In 2004 Avery Dulles was asked by Commonweal magazine to respond to a disputed question: “How Catholic is the Catholic Theological Society of America?” The impetus was Cardinal Bernard Law’s charge that the CTSA, the largest and most prestigious association of Catholic theologians in the United States, had become little more than a “wasteland” of dissent against official Church teachings. The Boston Cardinal was provoked by a recent report issued by the Society on the possibility of ordaining women to the priesthood. Despite being a direct challenge to millennia of Church teaching and practice, the vote in favor was breathtaking in its lopsidedness: 216 to 22 (there were ten abstentions). For Law, such an action required a public statement that the CTSA should be considered Catholic no longer. Dulles, however, made his argument based on the published plenary addresses, concluding that together they represented “a series of attacks on Catholic doctrine more radical, it would seem, than the challenges issued by Luther and Calvin.” 

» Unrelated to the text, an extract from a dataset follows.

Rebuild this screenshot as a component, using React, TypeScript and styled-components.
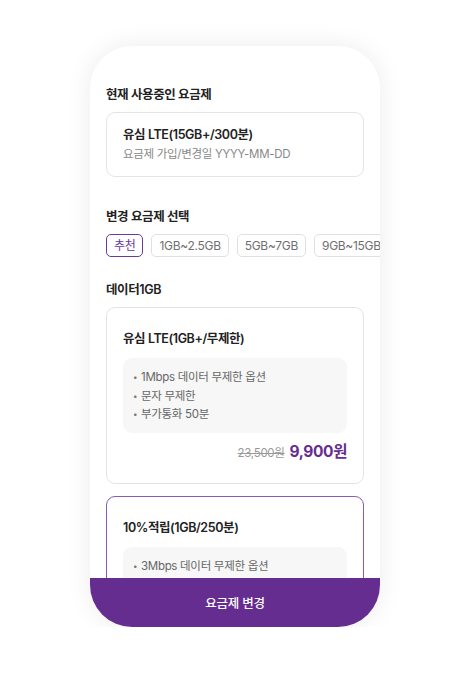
import React from 'react';
import styled, { createGlobalStyle } from 'styled-components';

const GlobalStyle = createGlobalStyle`
  body {
    margin: 0;
    background: #fff;
    font-family: Inter, 'Noto Sans CJK KR', 'Noto Sans', sans-serif;
    color: #222;
    letter-spacing: -0.3px;
  }
`;

const Page = styled.div`
  display: flex;
  justify-content: center;
  padding-top: 46px;
`;

const Phone = styled.div`
  width: 290px;
  height: 581px;
  border-radius: 42px;
  background: #fff;
  box-shadow: 0 0 26px rgba(0, 0, 0, 0.08);
  overflow: hidden;
  display: flex;
  flex-direction: column;
`;

const Scroll = styled.div`
  flex: 1;
  overflow: hidden;
  padding: 40px 16px 0;
`;

const SectionTitle = styled.h2<{ $top?: number }>`
  margin: ${({ $top }) => $top ?? 0}px 0 8px;
  font-size: 12.5px;
  font-weight: 600;
  line-height: 18px;
  letter-spacing: -0.4px;
  color: #222;
`;

const Card = styled.div<{ $active?: boolean }>`
  border: 1px solid ${({ $active }) => ($active ? '#8a5cb5' : '#e4e4e4')};
  border-radius: 9px;
  background: #fff;
`;

const CurrentCard = styled(Card)`
  padding: 12px 16px 13px;
`;

const PlanName = styled.div`
  font-size: 12.5px;
  font-weight: 600;
  line-height: 19px;
  letter-spacing: -0.4px;
  color: #222;
`;

const SubText = styled.div`
  font-size: 11.5px;
  line-height: 18px;
  color: #888;
  margin-top: 1px;
`;

const Chips = styled.div`
  display: flex;
  gap: 8px;
  margin-bottom: 24px;
  white-space: nowrap;
`;

const Chip = styled.button<{ $selected?: boolean }>`
  flex: none;
  height: 23px;
  padding: 0 7px;
  border-radius: 5px;
  border: 1px solid ${({ $selected }) => ($selected ? '#6a3a9a' : '#e0e0e0')};
  background: #fff;
  color: ${({ $selected }) => ($selected ? '#6a3a9a' : '#6f6f6f')};
  font-family: inherit;
  font-size: 12px;
  letter-spacing: -0.3px;
  line-height: 21px;
`;

const PlanCard = styled(Card)`
  padding: 21px 16px 20px;
  margin-bottom: 12px;
`;

const Features = styled.ul`
  list-style: none;
  margin: 10px 0 0;
  padding: 10px 12px 9px 10px;
  background: #f7f7f7;
  border-radius: 9px;
`;

const Feature = styled.li`
  font-size: 11.5px;
  line-height: 18.5px;
  color: #666;
  &::before {
    content: '•';
    display: inline-block;
    width: 8px;
    font-size: 8px;
    color: #777;
    vertical-align: 1px;
  }
`;

const PriceRow = styled.div`
  display: flex;
  justify-content: flex-end;
  align-items: baseline;
  gap: 5px;
  margin-top: 9px;
  line-height: 20px;
`;

const OldPrice = styled.span`
  font-size: 11.5px;
  color: #999;
  text-decoration: line-through;
`;

const Price = styled.span`
  font-size: 15.5px;
  font-weight: 700;
  color: #662d91;
  letter-spacing: -0.4px;
`;

const ChangeButton = styled.button`
  flex: none;
  height: 49px;
  border: none;
  background: #662d91;
  color: #fff;
  font-family: inherit;
  font-size: 12.5px;
  font-weight: 500;
  letter-spacing: -0.2px;
`;

const plans = [
  {
    name: '유심 LTE(1GB+/무제한)',
    features: ['1Mbps 데이터 무제한 옵션', '문자 무제한', '부가통화 50분'],
    oldPrice: '23,500원',
    price: '9,900원',
  },
  {
    name: '10%적립(1GB/250분)',
    features: ['3Mbps 데이터 무제한 옵션', '문자 무제한', '부가통화 50분'],
    oldPrice: '20,900원',
    price: '8,800원',
    active: true,
  },
];

const chips = ['추천', '1GB~2.5GB', '5GB~7GB', '9GB~15GB'];

const App: React.FC = () => {
  return (
    <Page>
      <GlobalStyle />
      <Phone>
        <Scroll>
          <SectionTitle>현재 사용중인 요금제</SectionTitle>
          <CurrentCard>
            <PlanName>유심 LTE(15GB+/300분)</PlanName>
            <SubText>요금제 가입/변경일 YYYY-MM-DD</SubText>
          </CurrentCard>

          <SectionTitle $top={31}>변경 요금제 선택</SectionTitle>
          <Chips>
            {chips.map((c, i) => (
              <Chip key={c} $selected={i === 0}>
                {c}
              </Chip>
            ))}
          </Chips>

          <SectionTitle>데이터1GB</SectionTitle>
          {plans.map((p) => (
            <PlanCard key={p.name} $active={p.active}>
              <PlanName>{p.name}</PlanName>
              <Features>
                {p.features.map((f) => (
                  <Feature key={f}>{f}</Feature>
                ))}
              </Features>
              <PriceRow>
                <OldPrice>{p.oldPrice}</OldPrice>
                <Price>{p.price}</Price>
              </PriceRow>
            </PlanCard>
          ))}
        </Scroll>
        <ChangeButton>요금제 변경</ChangeButton>
      </Phone>
    </Page>
  );
};

export default App;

Indeed, things had reached the point where young theologians were faced with a “drastic choice” between the CTSA and “the tradition as taught by the popes and councils.” The blowback was immediate and fierce, and took little account of the fact that Dulles was a longtime member and past president of the Society as well as the leading American Catholic theologian of his day. Dulles’s credentials, to which would soon be added the title of Cardinal of the Catholic Church, were plainly insufficient to give weight to his concerns.